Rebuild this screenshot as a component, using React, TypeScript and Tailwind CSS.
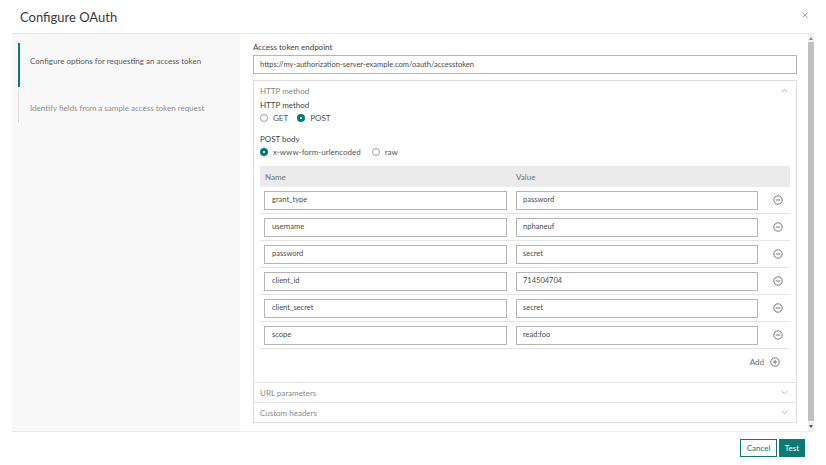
import React from "react";

function Radio({ checked, label }: { checked?: boolean; label: string }) {
  return (
    <div className="flex items-center gap-[5px] h-[10px]">
      {checked ? (
        <span className="w-[8px] h-[8px] rounded-full bg-[#0a7a73] flex items-center justify-center">
          <span className="w-[2px] h-[2px] rounded-full bg-white" />
        </span>
      ) : (
        <span className="w-[8px] h-[8px] rounded-full border border-[#a0a0a0] bg-white" />
      )}
      <span className="text-[8px] leading-[10px] text-[#555555]">{label}</span>
    </div>
  );
}

function Chevron({ up }: { up?: boolean }) {
  return (
    <svg width="7" height="5" viewBox="0 0 7 5" fill="none">
      <path
        d={up ? "M0.8 4L3.5 1.3L6.2 4" : "M0.8 1L3.5 3.7L6.2 1"}
        stroke="#a8a8a8"
        strokeWidth="0.9"
      />
    </svg>
  );
}

function CircleIcon({ plus }: { plus?: boolean }) {
  return (
    <svg width="10" height="10" viewBox="0 0 10 10" fill="none">
      <circle cx="5" cy="5" r="4.2" stroke="#6a6a6a" strokeWidth="0.9" />
      <path d="M2.8 5H7.2" stroke="#6a6a6a" strokeWidth="0.9" />
      {plus && <path d="M5 2.8V7.2" stroke="#6a6a6a" strokeWidth="0.9" />}
    </svg>
  );
}

const rows = [
  ["grant_type", "password"],
  ["username", "nphaneuf"],
  ["password", "secret"],
  ["client_id", "714504704"],
  ["client_secret", "secret"],
  ["scope", "read:foo"],
];

export default function App() {
  return (
    <div
      className="w-[826px] h-[465px] bg-white relative overflow-hidden text-[#555555]"
      style={{ fontFamily: "Lato, 'Open Sans', sans-serif" }}
    >
      {/* header */}
      <div className="mx-3 h-[34px] border-b border-[#e6e6e6] flex items-center justify-between pl-2 pr-[8px]">
        <span className="text-[13px] leading-[16px] text-[#3a3a3a]">Configure OAuth</span>
        <svg width="6" height="6" viewBox="0 0 6 6" className="mr-[-2px] mt-[-4px]">
          <path d="M0.5 0.5L5.5 5.5M5.5 0.5L0.5 5.5" stroke="#8a8a8a" strokeWidth="0.8" />
        </svg>
      </div>

      {/* body */}
      <div className="mx-3 h-[398px] flex border-b border-[#ececec]">
        {/* left nav */}
        <div className="w-[228px] bg-[#f8f8f8] pt-[9px] pl-[6px]">
          <div className="h-[44px] border-l-2 border-[#0a7a73] pl-[10px] pt-[13px]">
            <div className="text-[8px] leading-[10px] text-[#595959]">
              Configure options for requesting an access token
            </div>
          </div>
          <div className="mt-[3px] h-[33px] border-l border-[#dddddd] pl-[11px] pt-[13px]">
            <div className="text-[8px] leading-[10px] text-[#8f8f8f]">
              Identify fields from a sample access token request
            </div>
          </div>
        </div>

        {/* right content */}
        <div className="flex-1 flex">
          <div className="flex-1 pl-[13px] pr-[11px] pt-[8px]">
            <div className="text-[8px] text-[#3f3f3f] h-[13px] leading-[10px]">
              Access token endpoint
            </div>
            <div className="h-[19px] border border-[#b5b5b5] flex items-center pl-[6px] text-[7.5px] leading-[10px] text-[#4a4a4a]">
              https://my-authorization-server-example.com/oauth/accesstoken
            </div>

            {/* accordion */}
            <div className="mt-[6px] border border-[#dedede]">
              <div className="h-[19px] flex items-center justify-between pl-[6px] pr-[8px]">
                <span className="text-[8px] leading-[10px] text-[#858585]">HTTP method</span>
                <Chevron up />
              </div>
              <div className="pl-[6px] pr-[6px]">
                <div className="text-[8px] text-[#3f3f3f] h-[10px] leading-[10px]">
                  HTTP method
                </div>
                <div className="flex items-center gap-[9px] mt-[3px]">
                  <Radio label="GET" />
                  <Radio checked label="POST" />
                </div>
                <div className="text-[8px] text-[#3f3f3f] h-[10px] leading-[10px] mt-[11px]">
                  POST body
                </div>
                <div className="flex items-center gap-[11px] mt-[3px]">
                  <Radio checked label="x-www-form-urlencoded" />
                  <Radio label="raw" />
                </div>

                {/* table */}
                <div className="mt-[9px]">
                  <div className="h-[21px] bg-[#ebebeb] flex items-center text-[8px] leading-[10px] text-[#707070]">
                    <span className="w-[256px] pl-[5px]">Name</span>
                    <span>Value</span>
                  </div>
                  {rows.map(([n, v]) => (
                    <div
                      key={n}
                      className="h-[27px] border-b border-[#e4e4e4] flex items-center pl-[4px]"
                    >
                      <div className="w-[243px] h-[19px] border border-[#b5b5b5] flex items-center pl-[7px] text-[7.5px] leading-[10px] text-[#4a4a4a]">
                        {n}
                      </div>
                      <div className="ml-[9px] w-[242px] h-[19px] border border-[#b5b5b5] flex items-center pl-[6px] text-[7.5px] leading-[10px] text-[#4a4a4a]">
                        {v}
                      </div>
                      <div className="ml-[15px] flex items-center">
                        <CircleIcon />
                      </div>
                    </div>
                  ))}
                  <div className="h-[26px] flex items-center justify-end pr-[10px] gap-[6px]">
                    <span className="text-[8px] leading-[10px] text-[#6a6a6a]">Add</span>
                    <CircleIcon plus />
                  </div>
                </div>
              </div>
              <div className="h-[7px]" />
              <div className="border-t border-[#e4e4e4] h-[20px] flex items-center justify-between pl-[6px] pr-[8px]">
                <span className="text-[8px] leading-[10px] text-[#8a8a8a]">URL parameters</span>
                <Chevron />
              </div>
              <div className="border-t border-[#e4e4e4] h-[20px] flex items-center justify-between pl-[6px] pr-[8px]">
                <span className="text-[8px] leading-[10px] text-[#8a8a8a]">Custom headers</span>
                <Chevron />
              </div>
            </div>
          </div>

          {/* scrollbar */}
          <div className="w-[6px] bg-[#f1f1f1] flex flex-col items-center">
            <div className="h-[8px] flex items-center justify-center">
              <svg width="4" height="3" viewBox="0 0 4 3">
                <path d="M0 3L2 0L4 3Z" fill="#8a8a8a" />
              </svg>
            </div>
            <div className="w-[6px] flex-1 bg-[#c1c1c1]" />
            <div className="h-[10px] flex items-center justify-center">
              <svg width="4" height="3" viewBox="0 0 4 3">
                <path d="M0 0L2 3L4 0Z" fill="#505050" />
              </svg>
            </div>
          </div>
        </div>
      </div>

      {/* footer */}
      <div className="flex justify-end items-center gap-[2px] pr-[21px] pt-[7px]">
        <button className="h-[18px] w-[37px] border border-[#0a7a73] bg-white text-[8px] leading-[10px] text-[#0a7a73] flex items-center justify-center">
          Cancel
        </button>
        <button className="h-[18px] w-[26px] bg-[#0a7a73] text-[8px] leading-[10px] text-white flex items-center justify-center">
          Test
        </button>
      </div>
    </div>
  );
}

------------

Reproduce the material word for word. Any pictures should be left out of the copy.

Rebuild this screenshot as a component, using React, TypeScript and Tailwind CSS.
import React from "react";

function Radio({ checked, label }: { checked?: boolean; label: string }) {
  return (
    <div className="flex items-center gap-[5px] h-[10px]">
      {checked ? (
        <span className="w-[8px] h-[8px] rounded-full bg-[#0a7a73] flex items-center justify-center">
          <span className="w-[2px] h-[2px] rounded-full bg-white" />
        </span>
      ) : (
        <span className="w-[8px] h-[8px] rounded-full border border-[#a0a0a0] bg-white" />
      )}
      <span className="text-[8px] leading-[10px] text-[#555555]">{label}</span>
    </div>
  );
}

function Chevron({ up }: { up?: boolean }) {
  return (
    <svg width="7" height="5" viewBox="0 0 7 5" fill="none">
      <path
        d={up ? "M0.8 4L3.5 1.3L6.2 4" : "M0.8 1L3.5 3.7L6.2 1"}
        stroke="#a8a8a8"
        strokeWidth="0.9"
      />
    </svg>
  );
}

function CircleIcon({ plus }: { plus?: boolean }) {
  return (
    <svg width="10" height="10" viewBox="0 0 10 10" fill="none">
      <circle cx="5" cy="5" r="4.2" stroke="#6a6a6a" strokeWidth="0.9" />
      <path d="M2.8 5H7.2" stroke="#6a6a6a" strokeWidth="0.9" />
      {plus && <path d="M5 2.8V7.2" stroke="#6a6a6a" strokeWidth="0.9" />}
    </svg>
  );
}

const rows = [
  ["grant_type", "password"],
  ["username", "nphaneuf"],
  ["password", "secret"],
  ["client_id", "714504704"],
  ["client_secret", "secret"],
  ["scope", "read:foo"],
];

export default function App() {
  return (
    <div
      className="w-[826px] h-[465px] bg-white relative overflow-hidden text-[#555555]"
      style={{ fontFamily: "Lato, 'Open Sans', sans-serif" }}
    >
      {/* header */}
      <div className="mx-3 h-[34px] border-b border-[#e6e6e6] flex items-center justify-between pl-2 pr-[8px]">
        <span className="text-[13px] leading-[16px] text-[#3a3a3a]">Configure OAuth</span>
        <svg width="6" height="6" viewBox="0 0 6 6" className="mr-[-2px] mt-[-4px]">
          <path d="M0.5 0.5L5.5 5.5M5.5 0.5L0.5 5.5" stroke="#8a8a8a" strokeWidth="0.8" />
        </svg>
      </div>

      {/* body */}
      <div className="mx-3 h-[398px] flex border-b border-[#ececec]">
        {/* left nav */}
        <div className="w-[228px] bg-[#f8f8f8] pt-[9px] pl-[6px]">
          <div className="h-[44px] border-l-2 border-[#0a7a73] pl-[10px] pt-[13px]">
            <div className="text-[8px] leading-[10px] text-[#595959]">
              Configure options for requesting an access token
            </div>
          </div>
          <div className="mt-[3px] h-[33px] border-l border-[#dddddd] pl-[11px] pt-[13px]">
            <div className="text-[8px] leading-[10px] text-[#8f8f8f]">
              Identify fields from a sample access token request
            </div>
          </div>
        </div>

        {/* right content */}
        <div className="flex-1 flex">
          <div className="flex-1 pl-[13px] pr-[11px] pt-[8px]">
            <div className="text-[8px] text-[#3f3f3f] h-[13px] leading-[10px]">
              Access token endpoint
            </div>
            <div className="h-[19px] border border-[#b5b5b5] flex items-center pl-[6px] text-[7.5px] leading-[10px] text-[#4a4a4a]">
              https://my-authorization-server-example.com/oauth/accesstoken
            </div>

            {/* accordion */}
            <div className="mt-[6px] border border-[#dedede]">
              <div className="h-[19px] flex items-center justify-between pl-[6px] pr-[8px]">
                <span className="text-[8px] leading-[10px] text-[#858585]">HTTP method</span>
                <Chevron up />
              </div>
              <div className="pl-[6px] pr-[6px]">
                <div className="text-[8px] text-[#3f3f3f] h-[10px] leading-[10px]">
                  HTTP method
                </div>
                <div className="flex items-center gap-[9px] mt-[3px]">
                  <Radio label="GET" />
                  <Radio checked label="POST" />
                </div>
                <div className="text-[8px] text-[#3f3f3f] h-[10px] leading-[10px] mt-[11px]">
                  POST body
                </div>
                <div className="flex items-center gap-[11px] mt-[3px]">
                  <Radio checked label="x-www-form-urlencoded" />
                  <Radio label="raw" />
                </div>

                {/* table */}
                <div className="mt-[9px]">
                  <div className="h-[21px] bg-[#ebebeb] flex items-center text-[8px] leading-[10px] text-[#707070]">
                    <span className="w-[256px] pl-[5px]">Name</span>
                    <span>Value</span>
                  </div>
                  {rows.map(([n, v]) => (
                    <div
                      key={n}
                      className="h-[27px] border-b border-[#e4e4e4] flex items-center pl-[4px]"
                    >
                      <div className="w-[243px] h-[19px] border border-[#b5b5b5] flex items-center pl-[7px] text-[7.5px] leading-[10px] text-[#4a4a4a]">
                        {n}
                      </div>
                      <div className="ml-[9px] w-[242px] h-[19px] border border-[#b5b5b5] flex items-center pl-[6px] text-[7.5px] leading-[10px] text-[#4a4a4a]">
                        {v}
                      </div>
                      <div className="ml-[15px] flex items-center">
                        <CircleIcon />
                      </div>
                    </div>
                  ))}
                  <div className="h-[26px] flex items-center justify-end pr-[10px] gap-[6px]">
                    <span className="text-[8px] leading-[10px] text-[#6a6a6a]">Add</span>
                    <CircleIcon plus />
                  </div>
                </div>
              </div>
              <div className="h-[7px]" />
              <div className="border-t border-[#e4e4e4] h-[20px] flex items-center justify-between pl-[6px] pr-[8px]">
                <span className="text-[8px] leading-[10px] text-[#8a8a8a]">URL parameters</span>
                <Chevron />
              </div>
              <div className="border-t border-[#e4e4e4] h-[20px] flex items-center justify-between pl-[6px] pr-[8px]">
                <span className="text-[8px] leading-[10px] text-[#8a8a8a]">Custom headers</span>
                <Chevron />
              </div>
            </div>
          </div>

          {/* scrollbar */}
          <div className="w-[6px] bg-[#f1f1f1] flex flex-col items-center">
            <div className="h-[8px] flex items-center justify-center">
              <svg width="4" height="3" viewBox="0 0 4 3">
                <path d="M0 3L2 0L4 3Z" fill="#8a8a8a" />
              </svg>
            </div>
            <div className="w-[6px] flex-1 bg-[#c1c1c1]" />
            <div className="h-[10px] flex items-center justify-center">
              <svg width="4" height="3" viewBox="0 0 4 3">
                <path d="M0 0L2 3L4 0Z" fill="#505050" />
              </svg>
            </div>
          </div>
        </div>
      </div>

      {/* footer */}
      <div className="flex justify-end items-center gap-[2px] pr-[21px] pt-[7px]">
        <button className="h-[18px] w-[37px] border border-[#0a7a73] bg-white text-[8px] leading-[10px] text-[#0a7a73] flex items-center justify-center">
          Cancel
        </button>
        <button className="h-[18px] w-[26px] bg-[#0a7a73] text-[8px] leading-[10px] text-white flex items-center justify-center">
          Test
        </button>
      </div>
    </div>
  );
}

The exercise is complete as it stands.